Сейчас, на мой взгляд, подобные тезисы непопулярны, а споры вообще чреваты последствиями. Принцип «свой–чужой» стал гораздо острее сегодня и, как мне кажется, даже не предполагает особых дискуссий на эту тему.
– И все же видите ли вы себя сегодня, скажем, на месте Сайченко и Сидякина? Поехали бы спустя столько лет «паркетной» жизни снова в горячую точку?
– Честно говоря, еще с начала боев в Сирии меня регулярно посещает ощущение, что я отсиживаюсь в тылу. С Украиной сложнее… Наверное, если бы я сейчас работал спецкором на РБК, подчеркиваю – на РБК, в Москве, то рано или поздно поехал бы, хотя все эти теоретические рассуждения не люблю. Также не могу точно сказать, на чьем месте я рисковал бы оказаться – Сайченко с Сидякиным или Павла Каныгина. И слава богу, кстати, что все они выбрались оттуда живыми. Не стоит забывать, что степень эмоций в украинском конфликте крайне высока со всех сторон, и журналистское удостоверение не дает там никаких гарантий неприкосновенности, скорее наоборот. На гражданской войне, наверное, по-другому не бывает. Тем более не надо забывать, что пресса в этом конфликте действительно занимает либо одну, либо другую сторону.
Мне кажется, в российской журналистике сейчас один из самых сложных периодов, потому что оставаться отстраненным и беспристрастным и при этом, простите за каламбур, оставаться в профессии, мягко говоря, крайне сложно. И хорошо, когда остается хоть какой-то выбор.

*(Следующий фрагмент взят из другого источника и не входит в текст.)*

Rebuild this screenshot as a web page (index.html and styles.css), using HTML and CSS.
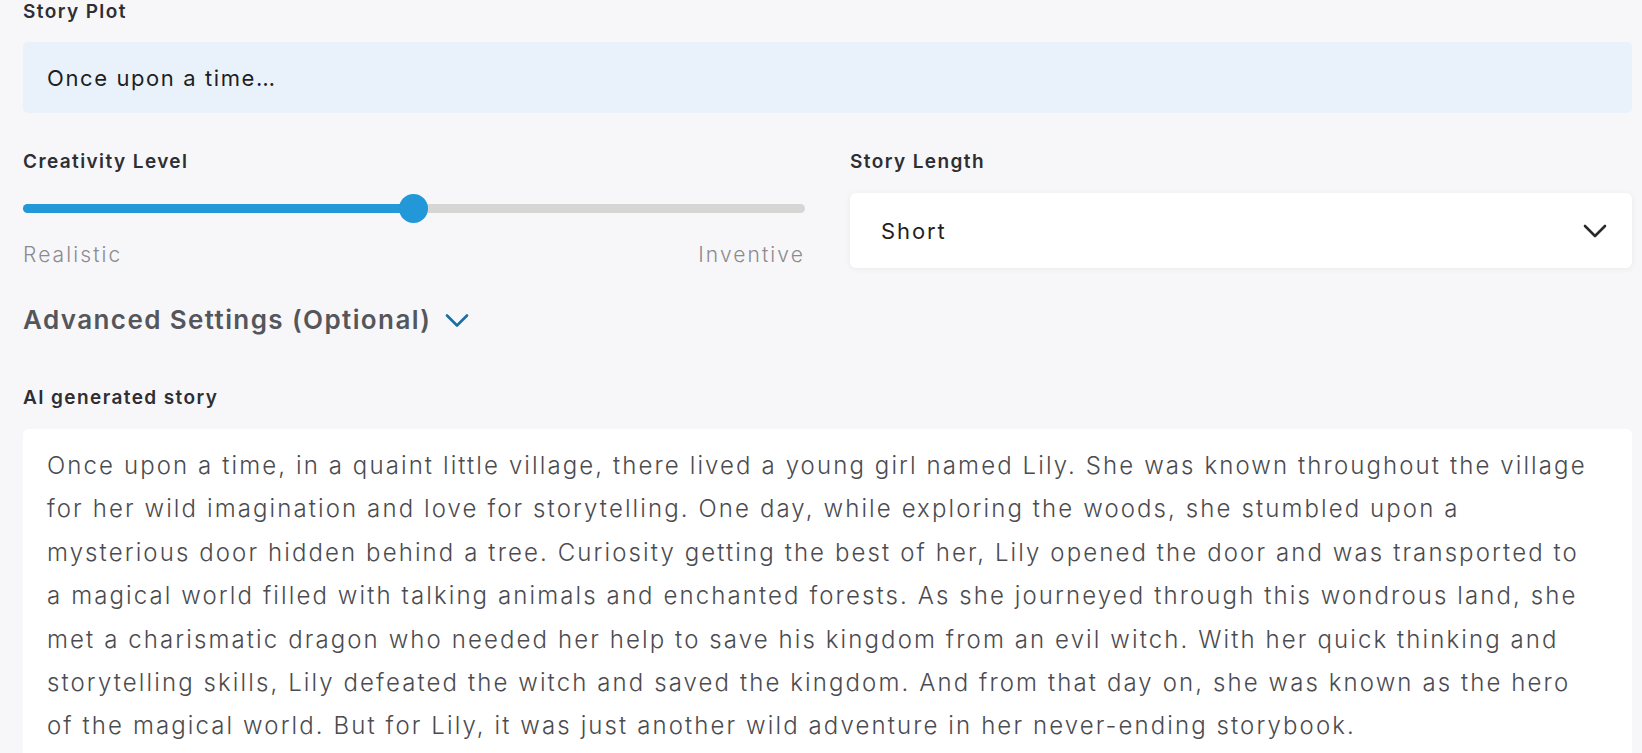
FILE: index.html
```html
<!DOCTYPE html>
<html lang="en">
<head>
<meta charset="utf-8">
<title>Story Generator</title>
<link rel="stylesheet" href="styles.css">
</head>
<body>
<div class="page">
  <div class="field">
    <div class="label">Story Plot</div>
    <div class="plot-input">Once upon a time…</div>
  </div>

  <div class="row">
    <div class="col">
      <div class="label">Creativity Level</div>
      <div class="slider">
        <div class="track">
          <div class="fill" style="width: 50%"></div>
          <div class="thumb" style="left: 50%"></div>
        </div>
      </div>
      <div class="scale">
        <span>Realistic</span>
        <span>Inventive</span>
      </div>
    </div>
    <div class="col">
      <div class="label">Story Length</div>
      <div class="select">
        <span>Short</span>
        <svg class="sel-chev" width="24" height="14" viewBox="0 0 24 14"><path d="M2 2 L12 12 L22 2" fill="none" stroke="#2a2a2a" stroke-width="2.6" stroke-linecap="round" stroke-linejoin="round"/></svg>
      </div>
    </div>
  </div>

  <div class="advanced">
    <span>Advanced Settings (Optional)</span>
    <svg class="adv-chev" width="24" height="15" viewBox="0 0 24 15"><path d="M2 2.5 L12 12.5 L22 2.5" fill="none" stroke="#1a6fa3" stroke-width="2.6" stroke-linecap="round" stroke-linejoin="round"/></svg>
  </div>

  <div class="label story-label">AI generated story</div>
  <div class="story">Once upon a time, in a quaint little village, there lived a young girl named Lily. She was known throughout the village for her wild imagination and love for storytelling. One day, while exploring the woods, she stumbled upon a mysterious door hidden behind a tree. Curiosity getting the best of her, Lily opened the door and was transported to a magical world filled with talking animals and enchanted forests. As she journeyed through this wondrous land, she met a charismatic dragon who needed her help to save his kingdom from an evil witch. With her quick thinking and storytelling skills, Lily defeated the witch and saved the kingdom. And from that day on, she was known as the hero of the magical world. But for Lily, it was just another wild adventure in her never-ending storybook.</div>
</div>
</body>
</html>
```

FILE: styles.css
```css
html, body {
  margin: 0;
  padding: 0;
  background: #f7f7f9;
}

body {
  font-family: Inter, "Open Sans", sans-serif;
  color: #2b2b2f;
  overflow: hidden;
}

.page {
  padding: 0 10px 0 23px;
}

.label {
  font-size: 19px;
  font-weight: 600;
  line-height: 24px;
  color: #2e2e33;
  letter-spacing: 1.4px;
}

.plot-input {
  margin-top: 18px;
  height: 71px;
  box-sizing: border-box;
  background: #e9f2fa;
  border-radius: 5px;
  padding-left: 24px;
  display: flex;
  align-items: center;
  font-size: 22px;
  color: #1f1f22;
  letter-spacing: 1.6px;
}

.row {
  margin-top: 37px;
  display: grid;
  grid-template-columns: 1fr 1fr;
  column-gap: 45px;
}

.slider {
  margin-top: 19px;
  height: 30px;
  display: flex;
  align-items: center;
}

.track {
  position: relative;
  flex: 1;
  height: 9px;
  border-radius: 5px;
  background: #d6d6d4;
}

.fill {
  height: 100%;
  border-radius: 5px;
  background: #2298d8;
}

.thumb {
  position: absolute;
  top: 50%;
  width: 29px;
  height: 29px;
  margin-left: -15px;
  margin-top: -14.5px;
  border-radius: 50%;
  background: #2298d8;
}

.scale {
  margin-top: 20px;
  display: flex;
  justify-content: space-between;
  font-size: 21px;
  font-weight: 300;
  line-height: 24px;
  color: #8b8b8e;
  letter-spacing: 2.1px;
}

.select {
  margin-top: 19px;
  height: 75px;
  box-sizing: border-box;
  background: #ffffff;
  border-radius: 6px;
  box-shadow: 0 1px 6px rgba(40, 40, 70, 0.06);
  padding: 0 25px 0 31px;
  display: flex;
  align-items: center;
  justify-content: space-between;
  font-size: 22px;
  color: #1f1f22;
  letter-spacing: 1.9px;
}

.advanced {
  margin-top: 36px;
  display: flex;
  align-items: center;
  gap: 14px;
  font-size: 26px;
  font-weight: 600;
  line-height: 32px;
  color: #55565b;
  letter-spacing: 1.4px;
}

.adv-chev {
  margin-top: 1px;
}

.story-label {
  margin-top: 50px;
}

.story {
  margin-top: 19px;
  background: #ffffff;
  border-radius: 6px;
  padding: 15px 29px 20px 24px;
  font-size: 24px;
  font-weight: 300;
  line-height: 43.4px;
  color: #4b4b50;
  letter-spacing: 2.1px;
}
```
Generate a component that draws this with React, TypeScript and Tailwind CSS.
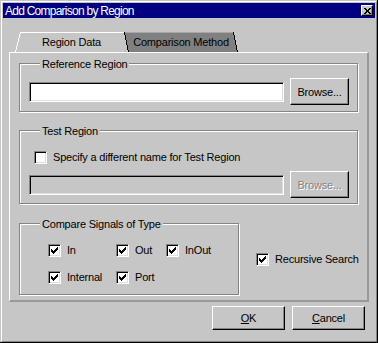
import React from "react";

const CheckMark = () => (
  <svg className="absolute left-[2px] top-[2px]" width="7" height="7" viewBox="0 0 7 7" shapeRendering="crispEdges">
    <path
      d="M6 0h1v1h-1z M5 1h2v1h-2z M0 2h1v1h-1z M4 2h3v1h-3z M0 3h2v1h-2z M3 3h3v1h-3z M0 4h5v1h-5z M1 5h3v1h-3z M2 6h1v1h-1z"
      fill="#000"
    />
  </svg>
);

function Check({ checked }: { checked?: boolean }) {
  return (
    <div className="relative w-[13px] h-[13px] shrink-0 bg-white border border-t-[#848484] border-l-[#848484] border-r-white border-b-white shadow-[inset_1px_1px_0_#000,inset_-1px_-1px_0_#dfdfdf]">
      {checked && <CheckMark />}
    </div>
  );
}

function CheckItem({ label, checked }: { label: string; checked?: boolean }) {
  return (
    <div className="flex items-center gap-[6px]">
      <Check checked={checked} />
      <span className="whitespace-nowrap">{label}</span>
    </div>
  );
}

function Input({ disabled }: { disabled?: boolean }) {
  return (
    <div
      className={
        disabled
          ? "mt-[4px] w-[255px] h-[20px] bg-[#c6c6c6] border border-t-[#848484] border-l-[#848484] border-r-white border-b-white shadow-[inset_1px_1px_0_#000,inset_-1px_-1px_0_#dfdfdf]"
          : "mt-[4px] w-[255px] h-[20px] bg-white border border-t-[#848484] border-l-[#848484] border-r-white border-b-white shadow-[inset_1px_1px_0_#000,inset_-1px_-1px_0_#dfdfdf]"
      }
    />
  );
}

function Button({ children, className, disabled }: { children: React.ReactNode; className: string; disabled?: boolean }) {
  return (
    <div
      className={
        "flex items-center justify-center pt-[1px] border border-t-white border-l-white border-r-black border-b-black shadow-[inset_-1px_-1px_0_#848484] " +
        className +
        (disabled ? " text-[#848484] [text-shadow:1px_1px_0_#fff]" : "")
      }
    >
      <span>{children}</span>
    </div>
  );
}

function Group({ label, className, children }: { label: string; className: string; children: React.ReactNode }) {
  return (
    <div className={"relative border border-[#848484] shadow-[inset_1px_1px_0_#fff,1px_1px_0_#fff] " + className}>
      <span className="absolute left-[20px] top-[-6px] px-[2px] bg-[#c6c6c6] leading-[13px] whitespace-nowrap">{label}</span>
      {children}
    </div>
  );
}

export default function App() {
  return (
    <div className="w-[378px] h-[343px] bg-[#c6c6c6] pt-px pl-px border-r border-b border-black flex font-['Liberation_Sans',Arial,sans-serif] text-[11px] leading-[13px] tracking-[-0.2px] text-black select-none">
      <div className="flex-1 flex flex-col p-px border border-t-white border-l-white border-r-[#848484] border-b-[#848484]">
        {/* Title bar */}
        <div className="h-[15px] shrink-0 bg-[#000080] flex items-start justify-between pl-[2px] pr-[2px]">
          <span className="text-white text-[12px] tracking-[-0.75px] leading-[17px] whitespace-nowrap">Add Comparison by Region</span>
          <div className="self-center w-[12px] h-[11px] flex items-center justify-center bg-[#c6c6c6] border border-t-white border-l-white border-r-black border-b-black shadow-[inset_-1px_-1px_0_#848484]">
            <svg width="7" height="6" viewBox="0 0 7 6" shapeRendering="crispEdges">
              <path
                d="M0 0h2v1h-2z M5 0h2v1h-2z M1 1h2v1h-2z M4 1h2v1h-2z M2 2h3v2h-3z M1 4h2v1h-2z M4 4h2v1h-2z M0 5h2v1h-2z M5 5h2v1h-2z"
                fill="#000"
              />
            </svg>
          </div>
        </div>

        {/* Body */}
        <div className="flex-1 flex flex-col px-[6px] pt-[14px]">
          {/* Tabs */}
          <div className="h-[20px] shrink-0 flex pl-[6px]">
            <div className="relative w-[113px] h-[20px] flex items-center justify-center pt-[1px]">
              <svg className="absolute inset-0" width="113" height="20" viewBox="0 0 113 20" shapeRendering="crispEdges">
                <polygon points="5,0 113,0 113,20 0,20" fill="#c6c6c6" />
                <path d="M0.5 20 L5.5 0.5 L113 0.5" stroke="#ffffff" fill="none" />
              </svg>
              <span className="relative whitespace-nowrap">Region Data</span>
            </div>
            <div className="relative -ml-[4px] w-[114px] h-[20px] flex items-center justify-center pt-[1px]">
              <svg className="absolute inset-0" width="114" height="20" viewBox="0 0 114 20" shapeRendering="crispEdges">
                <polygon points="0,0 109,0 113,20 4,20" fill="#808080" />
                <path d="M1 0.5 H109" stroke="#a8a8a8" fill="none" />
                <path d="M0.5 0 L4.5 20" stroke="#000" fill="none" />
                <path d="M109.5 0 L113.5 20" stroke="#000" fill="none" />
              </svg>
              <span className="relative whitespace-nowrap">Comparison Method</span>
            </div>
          </div>

          {/* Panel */}
          <div className="h-[250px] shrink-0 flex flex-col pt-[10px] pl-[9px] border-t border-l border-t-white border-l-white border-r-2 border-b-2 border-r-[#999999] border-b-[#999999]">
            <Group label="Reference Region" className="w-[339px] h-[49px] shrink-0 pt-[14px] pl-[9px] flex items-start gap-[6px]">
              <Input />
              <Button className="w-[59px] h-[27px]">Browse...</Button>
            </Group>

            <Group label="Test Region" className="mt-[18px] w-[339px] h-[74px] shrink-0 pt-[20px] flex flex-col">
              <div className="pl-[14px]">
                <CheckItem label="Specify a different name for Test Region" />
              </div>
              <div className="mt-[7px] pl-[9px] flex items-start gap-[6px]">
                <Input disabled />
                <Button className="w-[59px] h-[27px]" disabled>
                  Browse...
                </Button>
              </div>
            </Group>

            <div className="mt-[19px] flex items-start">
              <Group label="Compare Signals of Type" className="w-[220px] h-[72px] shrink-0 pt-[20px] pl-[28px]">
                <div className="grid grid-cols-[68px_50px_auto] gap-y-[14px]">
                  <CheckItem label="In" checked />
                  <CheckItem label="Out" checked />
                  <CheckItem label="InOut" checked />
                  <CheckItem label="Internal" checked />
                  <CheckItem label="Port" checked />
                </div>
              </Group>
              <div className="ml-[17px] mt-[30px]">
                <CheckItem label="Recursive Search" checked />
              </div>
            </div>
          </div>

          {/* Buttons */}
          <div className="mt-[4px] flex justify-end gap-[7px] pr-[4px]">
            <Button className="w-[73px] h-[24px]">
              <span className="underline">O</span>K
            </Button>
            <Button className="w-[73px] h-[24px]">
              <span className="underline">C</span>ancel
            </Button>
          </div>
        </div>
      </div>
    </div>
  );
}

– Скажите, а вам вообще знакомо чувство страха?
– Когда ездил регулярно в горячие точки или там прыгал или нырял куда-нибудь, в обычной жизни всегда шутил, что у меня пониженное чувство опасности. На самом деле здоровая доля страха всегда является хорошим противовесом здоровой доле авантюризма, она помогает не доходить до края, трезво оценивать свои возможности. Справедливости ради скажу, 1 января 1995-го в Грозном и прыжок на восточную вершину Эльбруса говорят о том, что я к этому пониманию пришел не сразу.
Сейчас, например, не бояться будущего мне, как русскоязычному журналисту, помогает тот факт, что у меня в руках практически все телевизионные профессии плюс моя глубокая убежденность, что надо постоянно развиваться и осваивать что-то новое, тем более что это новое постоянно просто валится тебе на голову.